[TASK PROMPT]: Look through the data below. Show each line where the string "this" occurs.

[MATERIAL PROVIDED]:
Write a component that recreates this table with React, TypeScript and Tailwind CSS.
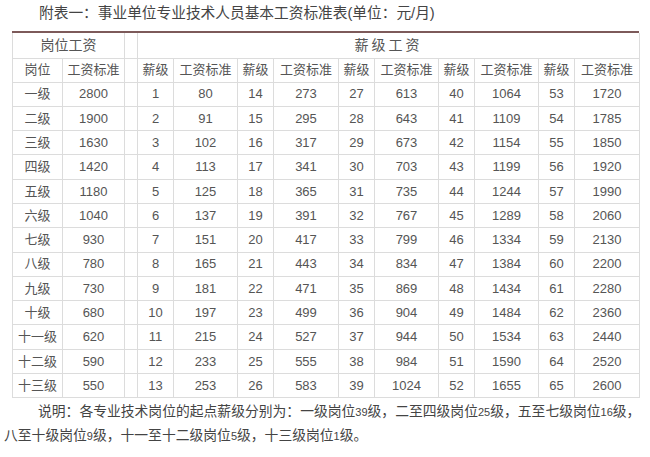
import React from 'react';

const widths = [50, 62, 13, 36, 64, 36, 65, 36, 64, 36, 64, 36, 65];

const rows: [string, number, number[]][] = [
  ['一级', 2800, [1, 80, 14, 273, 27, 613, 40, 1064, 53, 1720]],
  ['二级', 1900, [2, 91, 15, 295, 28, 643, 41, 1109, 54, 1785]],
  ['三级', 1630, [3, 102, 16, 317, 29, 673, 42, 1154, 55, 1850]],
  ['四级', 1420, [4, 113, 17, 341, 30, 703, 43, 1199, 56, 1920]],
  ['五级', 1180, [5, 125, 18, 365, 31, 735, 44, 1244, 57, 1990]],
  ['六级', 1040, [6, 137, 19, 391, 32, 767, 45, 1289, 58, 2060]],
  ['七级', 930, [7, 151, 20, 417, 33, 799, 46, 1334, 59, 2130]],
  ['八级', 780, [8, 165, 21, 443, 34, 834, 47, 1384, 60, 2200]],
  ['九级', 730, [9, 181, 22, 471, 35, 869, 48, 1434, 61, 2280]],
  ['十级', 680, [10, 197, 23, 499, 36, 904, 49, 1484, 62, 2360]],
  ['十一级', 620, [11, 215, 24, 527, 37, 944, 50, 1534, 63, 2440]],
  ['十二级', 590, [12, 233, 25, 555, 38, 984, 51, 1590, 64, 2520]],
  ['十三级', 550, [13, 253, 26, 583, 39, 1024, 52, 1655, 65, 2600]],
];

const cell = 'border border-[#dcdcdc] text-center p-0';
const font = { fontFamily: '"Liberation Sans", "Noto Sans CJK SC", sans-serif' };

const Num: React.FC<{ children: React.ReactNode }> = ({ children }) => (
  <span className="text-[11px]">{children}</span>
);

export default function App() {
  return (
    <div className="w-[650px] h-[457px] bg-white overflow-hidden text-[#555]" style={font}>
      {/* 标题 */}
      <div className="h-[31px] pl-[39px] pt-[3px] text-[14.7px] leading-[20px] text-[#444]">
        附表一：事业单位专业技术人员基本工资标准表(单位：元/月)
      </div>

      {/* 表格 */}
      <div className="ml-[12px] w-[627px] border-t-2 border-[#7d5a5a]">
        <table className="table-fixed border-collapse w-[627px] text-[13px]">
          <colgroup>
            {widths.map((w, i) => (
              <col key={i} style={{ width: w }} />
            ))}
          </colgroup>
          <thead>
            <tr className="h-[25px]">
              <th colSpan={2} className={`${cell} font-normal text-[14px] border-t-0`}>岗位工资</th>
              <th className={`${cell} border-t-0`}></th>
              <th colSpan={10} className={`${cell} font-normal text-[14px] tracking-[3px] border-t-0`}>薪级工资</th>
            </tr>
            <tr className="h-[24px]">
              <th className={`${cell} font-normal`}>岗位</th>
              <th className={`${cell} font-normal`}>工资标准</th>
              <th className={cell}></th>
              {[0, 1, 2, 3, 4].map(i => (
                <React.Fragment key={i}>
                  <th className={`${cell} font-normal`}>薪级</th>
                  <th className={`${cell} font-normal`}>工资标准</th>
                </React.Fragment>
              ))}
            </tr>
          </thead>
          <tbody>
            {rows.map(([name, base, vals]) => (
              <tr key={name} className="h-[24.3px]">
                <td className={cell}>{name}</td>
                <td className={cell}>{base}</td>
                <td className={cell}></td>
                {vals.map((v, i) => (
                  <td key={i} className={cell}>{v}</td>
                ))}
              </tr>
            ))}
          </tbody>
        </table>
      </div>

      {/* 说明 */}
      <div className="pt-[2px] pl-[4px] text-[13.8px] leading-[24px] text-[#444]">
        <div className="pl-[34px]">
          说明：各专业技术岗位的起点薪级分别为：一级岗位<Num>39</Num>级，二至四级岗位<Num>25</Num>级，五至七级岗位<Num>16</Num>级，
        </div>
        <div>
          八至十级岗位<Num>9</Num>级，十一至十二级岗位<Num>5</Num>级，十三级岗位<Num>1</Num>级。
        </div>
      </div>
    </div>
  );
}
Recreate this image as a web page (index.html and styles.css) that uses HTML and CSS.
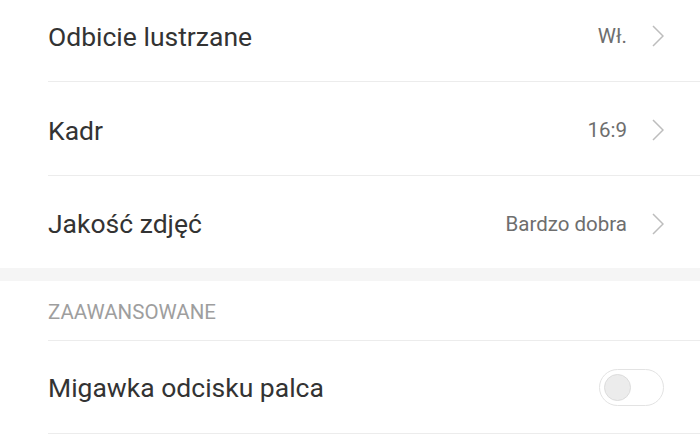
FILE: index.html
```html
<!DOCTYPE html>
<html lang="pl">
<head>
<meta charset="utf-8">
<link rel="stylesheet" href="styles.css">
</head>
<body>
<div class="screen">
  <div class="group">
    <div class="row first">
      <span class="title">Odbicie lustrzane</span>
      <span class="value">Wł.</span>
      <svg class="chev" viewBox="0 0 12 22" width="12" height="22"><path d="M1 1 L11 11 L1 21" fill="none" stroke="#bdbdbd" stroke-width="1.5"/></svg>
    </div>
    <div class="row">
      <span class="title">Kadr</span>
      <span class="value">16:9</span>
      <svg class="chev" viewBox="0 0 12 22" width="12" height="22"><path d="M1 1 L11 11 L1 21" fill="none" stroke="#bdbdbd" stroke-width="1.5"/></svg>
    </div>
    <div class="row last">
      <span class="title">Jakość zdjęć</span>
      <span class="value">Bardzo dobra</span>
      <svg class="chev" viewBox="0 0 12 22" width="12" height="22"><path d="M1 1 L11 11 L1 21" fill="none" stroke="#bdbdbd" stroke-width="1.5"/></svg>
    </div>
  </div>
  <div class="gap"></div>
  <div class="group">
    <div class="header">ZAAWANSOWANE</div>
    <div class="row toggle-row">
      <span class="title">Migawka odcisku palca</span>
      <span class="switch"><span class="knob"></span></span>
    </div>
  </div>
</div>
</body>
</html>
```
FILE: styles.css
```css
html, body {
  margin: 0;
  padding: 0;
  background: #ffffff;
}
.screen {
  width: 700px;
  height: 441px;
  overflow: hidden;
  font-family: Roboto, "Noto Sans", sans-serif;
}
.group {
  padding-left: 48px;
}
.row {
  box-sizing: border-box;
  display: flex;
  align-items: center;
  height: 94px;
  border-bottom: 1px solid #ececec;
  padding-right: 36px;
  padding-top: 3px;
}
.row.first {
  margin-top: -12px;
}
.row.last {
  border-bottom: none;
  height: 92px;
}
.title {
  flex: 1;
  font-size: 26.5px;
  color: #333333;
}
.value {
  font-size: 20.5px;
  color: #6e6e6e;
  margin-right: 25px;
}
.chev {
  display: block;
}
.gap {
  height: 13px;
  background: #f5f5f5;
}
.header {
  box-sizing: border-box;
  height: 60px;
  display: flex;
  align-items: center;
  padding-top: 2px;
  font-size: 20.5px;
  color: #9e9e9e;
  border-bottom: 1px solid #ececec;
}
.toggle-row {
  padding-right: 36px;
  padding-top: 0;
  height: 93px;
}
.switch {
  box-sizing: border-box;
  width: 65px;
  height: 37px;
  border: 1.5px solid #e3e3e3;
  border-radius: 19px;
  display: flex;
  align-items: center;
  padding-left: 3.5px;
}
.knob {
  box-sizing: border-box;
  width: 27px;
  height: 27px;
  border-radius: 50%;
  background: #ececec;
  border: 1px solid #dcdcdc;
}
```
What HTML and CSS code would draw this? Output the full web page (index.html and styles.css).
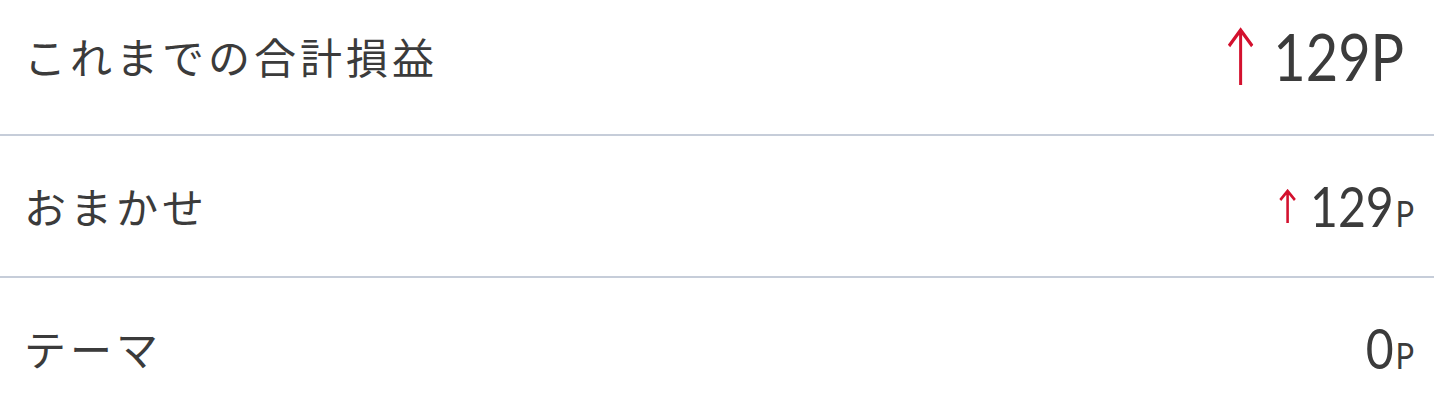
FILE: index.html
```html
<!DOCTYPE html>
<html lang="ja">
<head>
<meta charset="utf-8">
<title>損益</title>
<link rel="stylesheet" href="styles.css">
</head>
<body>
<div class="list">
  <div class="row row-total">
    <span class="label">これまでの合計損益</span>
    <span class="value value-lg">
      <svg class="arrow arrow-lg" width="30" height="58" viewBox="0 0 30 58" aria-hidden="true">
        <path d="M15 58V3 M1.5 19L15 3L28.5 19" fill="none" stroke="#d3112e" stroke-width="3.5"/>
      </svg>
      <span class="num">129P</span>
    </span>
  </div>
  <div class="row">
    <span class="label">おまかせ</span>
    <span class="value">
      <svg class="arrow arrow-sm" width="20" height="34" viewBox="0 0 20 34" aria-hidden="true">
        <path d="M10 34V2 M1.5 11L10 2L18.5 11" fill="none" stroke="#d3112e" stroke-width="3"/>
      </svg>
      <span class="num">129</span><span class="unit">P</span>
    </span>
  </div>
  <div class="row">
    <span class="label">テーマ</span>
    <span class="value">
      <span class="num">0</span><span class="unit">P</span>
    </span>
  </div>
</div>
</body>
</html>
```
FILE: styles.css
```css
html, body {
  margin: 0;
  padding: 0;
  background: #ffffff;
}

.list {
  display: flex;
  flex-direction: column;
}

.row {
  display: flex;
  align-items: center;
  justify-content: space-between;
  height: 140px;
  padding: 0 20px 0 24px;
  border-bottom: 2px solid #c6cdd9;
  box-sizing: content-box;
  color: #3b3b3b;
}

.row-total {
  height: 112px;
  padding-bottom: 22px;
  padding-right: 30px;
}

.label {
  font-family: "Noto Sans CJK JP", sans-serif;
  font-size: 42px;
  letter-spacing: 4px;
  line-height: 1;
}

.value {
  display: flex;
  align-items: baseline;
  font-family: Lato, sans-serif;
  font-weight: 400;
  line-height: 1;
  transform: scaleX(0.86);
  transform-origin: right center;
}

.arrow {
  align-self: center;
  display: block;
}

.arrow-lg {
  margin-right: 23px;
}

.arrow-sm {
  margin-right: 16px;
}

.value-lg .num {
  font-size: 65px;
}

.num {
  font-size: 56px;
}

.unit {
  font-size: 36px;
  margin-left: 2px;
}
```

[OUTPUT]:
Write a component that recreates this table with React, TypeScript and Tailwind CSS.
Recreate this image as a web page (index.html and styles.css) that uses HTML and CSS.
What HTML and CSS code would draw this? Output the full web page (index.html and styles.css).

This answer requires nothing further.